Trump, meanwhile, ran against everybody, and that had strong appeal to disaffected voters nationwide. He’s “a candidate with a cult of personality, not a political party,” DeMoro explains. His supporters “didn’t necessarily identify him as a Republican, but as someone who’s outside both parties.”
So Clinton got the Democratic base vote, but it wasn’t enough.
But that still doesn’t account for the other losses up and down the ticket. Roberts, who personally campaigned for Clinton though his union stayed neutral in the presidential contest, said the damage started long before the 2016 vote.
He drew on his home state of West Virginia, once a Democratic and UMWA bastion, but which hasn’t gone for a Democratic presidential nominee since the 1996 election. Incumbent Democratic President Barack Obama lost every county in the Mountaineer State in 2012, the state legislature is now GOP-controlled and the state’s five-person congressional delegation has one Democrat, Sen. Joe Manchin, a moderate-conservative.

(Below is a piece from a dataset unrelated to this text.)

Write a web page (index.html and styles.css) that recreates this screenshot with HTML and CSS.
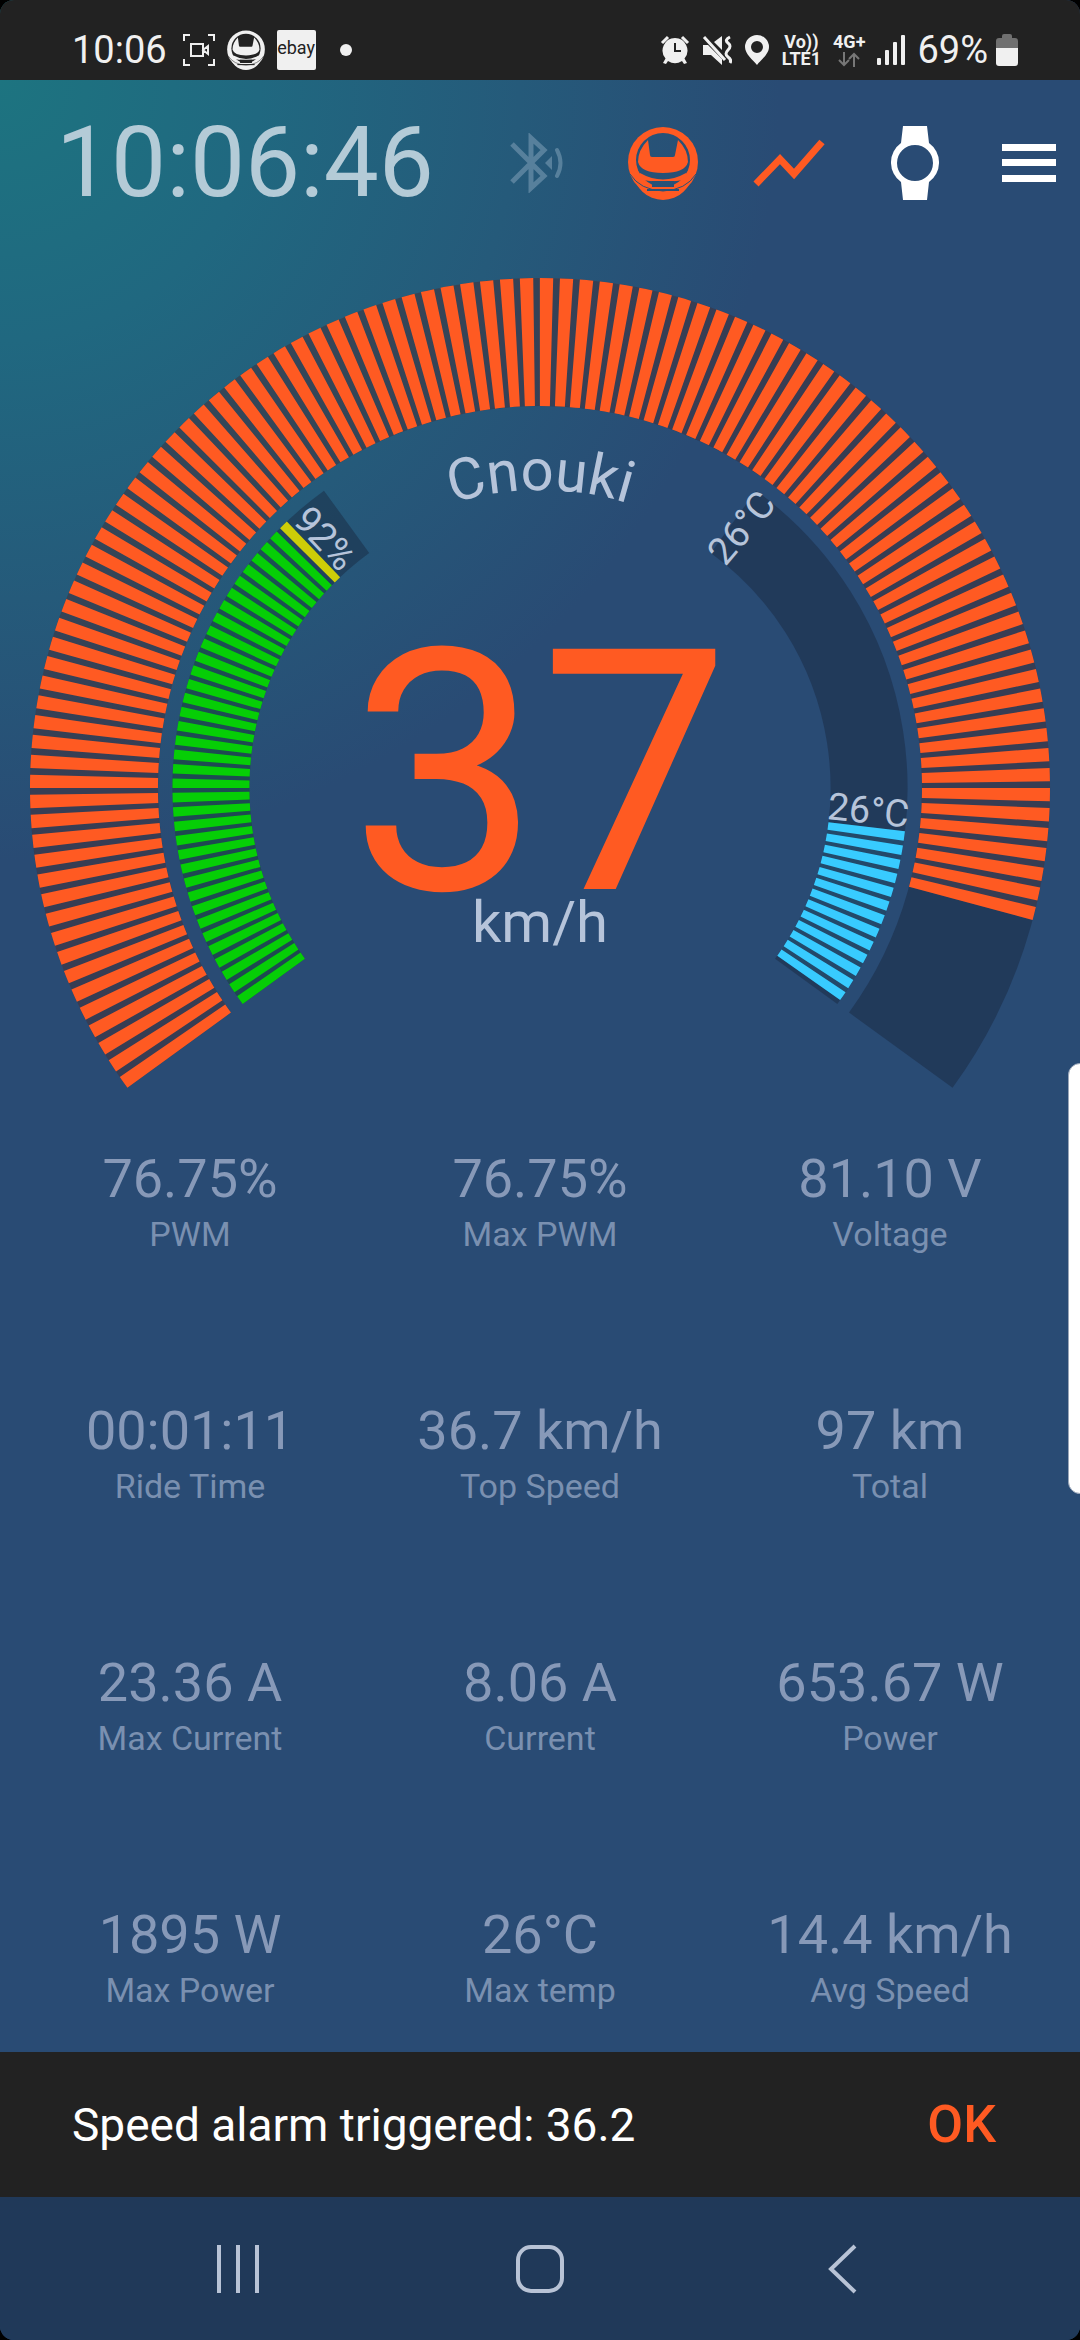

And his West Virginia is like the rest of Appalachia – plus areas of Ohio, Pennsylvania, Michigan and Wisconsin – that provided Trump with the popular votes he needed to win those states and the White House, Roberts said.
“We’ve been losing ground in these areas for 17 years,” Roberts said of both the Democrats and labor. Roberts himself saw the political deluge coming, warning Obama and his staff in the run-up to the 2008 election that “if you don’t make a concerted effort in these areas, you’ll lose them.” His warning was unheeded, he said in an interview with two reporters.
Obama lost West Virginia. Clinton lost West Virginia and the rest.
Why? “People are concerned about their jobs they lost, about the jobs they might lose, and the Democrats weren’t thinking about that,” Roberts says. Though he did not say so, Trump and the Republicans were. Trump visited coal country at least three times during the campaign and the GOP hung what it called Obama’s “war on coal” around Clinton’s neck.
So what do the Democrats, and union leaders and activists, do about it? Again, there’s a split.
Roberts says the solution is talk about down-home issues in a down-home way. He cites the jammed town hall meetings hosted by lawmakers of both parties so far this year, inundated by people scared they’re going to lose their health care under Republican plans.
“People are looking at things that affect their lives. People who voted for Trump are not worried about the Russians” and their interference in the 2016 campaign, on Trump’s side. That topic currently consumes political Washington and the so-called mainstream media.
“But if they can’t take their child to the doctor because of the GOP health care plans, they get upset.”
“We organize from the grass-roots up,” declares AFSCME President Lee Saunders, whose union is the AFL-CIO’s largest and who chairs the federation’s Political Committee.
In a brief interview on his way to catch a plane, Saunders says labor must emphasize governors and state legislative races in its organizing for next year’s off-year elections. Not only are most U.S. governors’ seats up for votes, but “We lost 1,000 state legislators” – Democratic allies of unionists – “in the last 10 years.”
Trump’s mistakes and GOP issue stands will help, Saunders asserts. With headlines saying 24 million people could lose their health insurance from the plan the Republicans are pushing through Congress, “people understand the importance of it now. This is a wake-up call and people are stepping up to the plate” against the GOP.
DeMoro says that’s not good enough.
Her solution is to create a mass movement, notably including progressive unions and the Sanders backers, to draft a progressive agenda that people can understand, and recruit and evaluate 2018 candidates who will support it. There has “to be a new paradigm” of a program that can appeal to people, especially millennials and younger voters, she adds.
Otherwise, DeMoro warns, for unionists, workers and the Democratic Party, “2018 will be 2016 all over again.”